Jrinne · October 4, 2025, 12:06pm

But also, it can be adapted to focus on optimizing the upper and lower ranks, and it has been used to create long/short systems using this feature — something you’ve discussed with Yuval.

And as you pointed out, for those who say they prefer working with ranks, this approach is specifically designed to optimize ranking performance. In fact, it emphasizes getting the top ranks right — or in the case of long/short systems, both the top and bottom.

You can even specify where you want the model to focus its ranking accuracy — for example, telling it to focus on the top 50 stocks.

I don’t want to mislead anyone. I haven’t personally tried this for finding short positions, and while it did work well for identifying long positions when I tested it, I’m not prepared to say it’s better or worse than other methods. I didn’t run any meaningful head-to-head comparisons.

That said, when it comes to finding shorts, the approach could be very simple.
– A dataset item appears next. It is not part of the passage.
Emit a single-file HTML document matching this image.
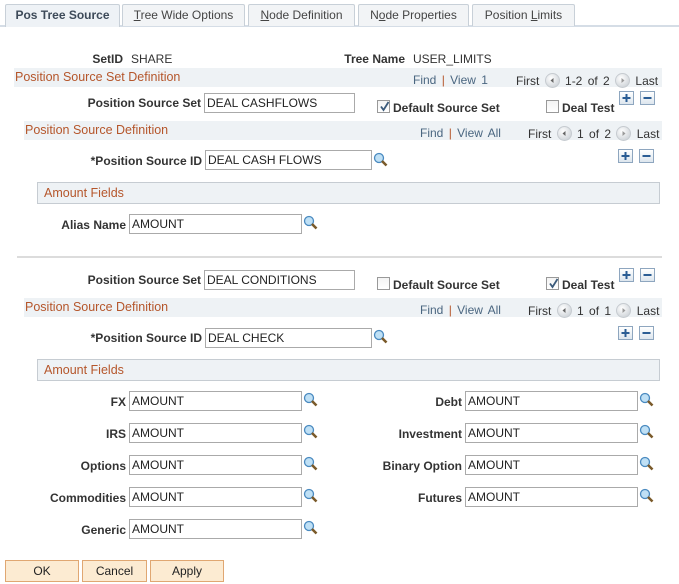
<!DOCTYPE html>
<html><head><meta charset="utf-8">
<style>
*{box-sizing:border-box;margin:0;padding:0}
body{width:679px;height:584px;background:#fff;font-family:"Liberation Sans",Arial,sans-serif;font-size:12px;color:#333;position:relative;overflow:hidden}
.tab{position:absolute;top:4px;height:22px;border:1px solid #c8d0d8;border-bottom:none;background:#f2f4f6;color:#444;font-size:12px;line-height:20px;text-align:center;border-radius:2px 2px 0 0}
.tab.on{background:#eef2f6;font-weight:bold;color:#3d4a59}
.lbl{position:absolute;font-weight:bold;text-align:right;white-space:nowrap;line-height:14px}
.val{position:absolute;white-space:nowrap;line-height:14px}
.inp{position:absolute;height:20px;border:1px solid #aaa;background:#fff;padding-left:2px;line-height:18px;color:#222}
.band{position:absolute;background:#eef2f5;height:19px}
.st{position:absolute;color:#b5562b;font-size:12.5px;line-height:14px;white-space:nowrap}
.nav{position:absolute;color:#4a6680;line-height:14px;white-space:nowrap;word-spacing:2px}
.nav .s{color:#b5562b}
.nav .g{color:#333}
.cb{position:absolute;width:13px;height:13px;border:1px solid #999;background:linear-gradient(#f3f3f3,#fff)}
.cb svg{position:absolute;left:1px;top:0}
.btn{position:absolute;width:15px;height:14px;border:1px solid #8ea6bf;background:linear-gradient(#fff,#dde6ee)}
.lk{position:absolute;width:15px;height:15px}
.arr{display:inline-block;width:15px;height:15px;vertical-align:-3px}
.ob{position:absolute;top:560px;height:22px;background:#fcebd2;border:1px solid #e0a772;text-align:center;line-height:20px;color:#222}
</style></head><body>
<svg width="0" height="0" style="position:absolute"><defs>
<radialGradient id="rg" cx="40%" cy="35%" r="70%"><stop offset="0" stop-color="#fff"/><stop offset="1" stop-color="#cdd2d7"/></radialGradient>
<g id="L"><circle cx="7.5" cy="7.5" r="7" fill="url(#rg)" stroke="#c6cbd0"/><path d="M5.5 7.5l3-2.5v5z" fill="#666"/></g>
<g id="R"><circle cx="7.5" cy="7.5" r="7" fill="url(#rg)" stroke="#c6cbd0"/><path d="M9.5 7.5l-3-2.5v5z" fill="#999"/></g>
<g id="Q"><circle cx="6" cy="6" r="4.5" fill="#bfe0f5" stroke="#4a8ac0" stroke-width="1.3"/><path d="M9 9l4.5 4.5" stroke="#7a5a2a" stroke-width="2.6"/></g>
</defs></svg>

<div style="position:absolute;left:0;top:25px;width:679px;height:2px;background:#d5dde6"></div>
<div class="tab on" style="left:5px;width:115px;height:23px">Pos Tree Source</div>
<div class="tab" style="left:122px;width:123px"><u>T</u>ree Wide Options</div>
<div class="tab" style="left:248px;width:107px"><u>N</u>ode Definition</div>
<div class="tab" style="left:358px;width:111px">N<u>o</u>de Properties</div>
<div class="tab" style="left:472px;width:103px">Position <u>L</u>imits</div>

<div class="lbl" style="right:556px;top:52px">SetID</div>
<div class="val" style="left:131px;top:52px">SHARE</div>
<div class="lbl" style="right:274px;top:52px">Tree Name</div>
<div class="val" style="left:413px;top:52px">USER_LIMITS</div>

<div class="band" style="left:14px;top:68px;width:648px"></div>
<div class="st" style="left:15px;top:70px">Position Source Set Definition</div>
<div class="nav" style="left:413px;top:73px">Find <span class="s">|</span> View 1</div>
<div class="nav" style="left:516px;top:73px"><span class="g">First</span> <svg class="arr"><use href="#L"/></svg> <span class="g">1-2 of 2</span> <svg class="arr"><use href="#R"/></svg> <span class="g">Last</span></div>

<div class="lbl" style="right:478px;top:96px">Position Source Set</div>
<div class="inp" style="left:204px;top:93px;width:151px">DEAL CASHFLOWS</div>
<div class="cb" style="left:377px;top:100px"><svg width="11" height="11"><path d="M2 5.5 L4.5 9 L9.5 1" stroke="#3b5a7a" stroke-width="1.8" fill="none"/></svg></div>
<div class="lbl" style="left:393px;top:101px">Default Source Set</div>
<div class="cb" style="left:546px;top:100px"></div>
<div class="lbl" style="left:562px;top:101px">Deal Test</div>
<div class="btn" style="left:619px;top:91px"><svg width="13" height="12"><path d="M6.5 2v8M2.5 6h8" stroke="#2b5d94" stroke-width="2"/></svg></div>
<div class="btn" style="left:640px;top:91px"><svg width="13" height="12"><path d="M2.5 6h8" stroke="#2b5d94" stroke-width="2"/></svg></div>

<div class="band" style="left:24px;top:121px;width:638px"></div>
<div class="st" style="left:25px;top:123px">Position Source Definition</div>
<div class="nav" style="left:420px;top:126px">Find <span class="s">|</span> View All</div>
<div class="nav" style="left:528px;top:126px"><span class="g">First</span> <svg class="arr"><use href="#L"/></svg> <span class="g">1 of 2</span> <svg class="arr"><use href="#R"/></svg> <span class="g">Last</span></div>

<div class="lbl" style="right:477px;top:154px">*Position Source ID</div>
<div class="inp" style="left:205px;top:150px;width:167px">DEAL CASH FLOWS</div>
<svg class="lk" style="left:373px;top:152px" viewBox="0 0 15 15"><use href="#Q"/></svg>
<div class="btn" style="left:618px;top:149px"><svg width="13" height="12"><path d="M6.5 2v8M2.5 6h8" stroke="#2b5d94" stroke-width="2"/></svg></div>
<div class="btn" style="left:639px;top:149px"><svg width="13" height="12"><path d="M2.5 6h8" stroke="#2b5d94" stroke-width="2"/></svg></div>

<div class="band" style="left:37px;top:182px;width:623px;height:22px;border:1px solid #c6ccd2"></div>
<div class="st" style="left:44px;top:186px">Amount Fields</div>

<div class="lbl" style="right:553px;top:218px">Alias Name</div>
<div class="inp" style="left:129px;top:214px;width:173px">AMOUNT</div>
<svg class="lk" style="left:303px;top:215px" viewBox="0 0 15 15"><use href="#Q"/></svg>

<div style="position:absolute;left:17px;top:256px;width:645px;height:2px;background:#dcdcdc"></div>

<div class="lbl" style="right:478px;top:273px">Position Source Set</div>
<div class="inp" style="left:204px;top:270px;width:151px">DEAL CONDITIONS</div>
<div class="cb" style="left:377px;top:277px"></div>
<div class="lbl" style="left:393px;top:278px">Default Source Set</div>
<div class="cb" style="left:546px;top:277px"><svg width="11" height="11"><path d="M2 5.5 L4.5 9 L9.5 1" stroke="#3b5a7a" stroke-width="1.8" fill="none"/></svg></div>
<div class="lbl" style="left:562px;top:278px">Deal Test</div>
<div class="btn" style="left:619px;top:268px"><svg width="13" height="12"><path d="M6.5 2v8M2.5 6h8" stroke="#2b5d94" stroke-width="2"/></svg></div>
<div class="btn" style="left:640px;top:268px"><svg width="13" height="12"><path d="M2.5 6h8" stroke="#2b5d94" stroke-width="2"/></svg></div>

<div class="band" style="left:24px;top:298px;width:638px"></div>
<div class="st" style="left:25px;top:300px">Position Source Definition</div>
<div class="nav" style="left:420px;top:303px">Find <span class="s">|</span> View All</div>
<div class="nav" style="left:528px;top:303px"><span class="g">First</span> <svg class="arr"><use href="#L"/></svg> <span class="g">1 of 1</span> <svg class="arr"><use href="#R"/></svg> <span class="g">Last</span></div>

<div class="lbl" style="right:477px;top:331px">*Position Source ID</div>
<div class="inp" style="left:205px;top:328px;width:167px">DEAL CHECK</div>
<svg class="lk" style="left:373px;top:329px" viewBox="0 0 15 15"><use href="#Q"/></svg>
<div class="btn" style="left:618px;top:326px"><svg width="13" height="12"><path d="M6.5 2v8M2.5 6h8" stroke="#2b5d94" stroke-width="2"/></svg></div>
<div class="btn" style="left:639px;top:326px"><svg width="13" height="12"><path d="M2.5 6h8" stroke="#2b5d94" stroke-width="2"/></svg></div>

<div class="band" style="left:37px;top:359px;width:623px;height:22px;border:1px solid #c6ccd2"></div>
<div class="st" style="left:44px;top:363px">Amount Fields</div>

<div class="lbl" style="right:553px;top:395px">FX</div>
<div class="inp" style="left:129px;top:391px;width:173px">AMOUNT</div>
<svg class="lk" style="left:303px;top:392px" viewBox="0 0 15 15"><use href="#Q"/></svg>
<div class="lbl" style="right:217px;top:395px">Debt</div>
<div class="inp" style="left:465px;top:391px;width:173px">AMOUNT</div>
<svg class="lk" style="left:639px;top:392px" viewBox="0 0 15 15"><use href="#Q"/></svg>

<div class="lbl" style="right:553px;top:427px">IRS</div>
<div class="inp" style="left:129px;top:423px;width:173px">AMOUNT</div>
<svg class="lk" style="left:303px;top:424px" viewBox="0 0 15 15"><use href="#Q"/></svg>
<div class="lbl" style="right:217px;top:427px">Investment</div>
<div class="inp" style="left:465px;top:423px;width:173px">AMOUNT</div>
<svg class="lk" style="left:639px;top:424px" viewBox="0 0 15 15"><use href="#Q"/></svg>

<div class="lbl" style="right:553px;top:459px">Options</div>
<div class="inp" style="left:129px;top:455px;width:173px">AMOUNT</div>
<svg class="lk" style="left:303px;top:456px" viewBox="0 0 15 15"><use href="#Q"/></svg>
<div class="lbl" style="right:217px;top:459px">Binary Option</div>
<div class="inp" style="left:465px;top:455px;width:173px">AMOUNT</div>
<svg class="lk" style="left:639px;top:456px" viewBox="0 0 15 15"><use href="#Q"/></svg>

<div class="lbl" style="right:553px;top:491px">Commodities</div>
<div class="inp" style="left:129px;top:487px;width:173px">AMOUNT</div>
<svg class="lk" style="left:303px;top:488px" viewBox="0 0 15 15"><use href="#Q"/></svg>
<div class="lbl" style="right:217px;top:491px">Futures</div>
<div class="inp" style="left:465px;top:487px;width:173px">AMOUNT</div>
<svg class="lk" style="left:639px;top:488px" viewBox="0 0 15 15"><use href="#Q"/></svg>

<div class="lbl" style="right:553px;top:523px">Generic</div>
<div class="inp" style="left:129px;top:519px;width:173px">AMOUNT</div>
<svg class="lk" style="left:303px;top:520px" viewBox="0 0 15 15"><use href="#Q"/></svg>

<div class="ob" style="left:5px;width:74px">OK</div>
<div class="ob" style="left:82px;width:65px">Cancel</div>
<div class="ob" style="left:150px;width:74px">Apply</div>
</body></html>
Right now, we typically run a machine learning algorithm to predict returns, sort the predictions into ranks, and buy the top-ranked stocks.

But you could just as easily buy the bottom-ranked stocks to construct a short portfolio. It’s really that simple — no need to overcomplicate it.

BTW, @Whycliffes that was a well-informed and detailed summary. I would comment in a separate post, but I cannot think of anything to add.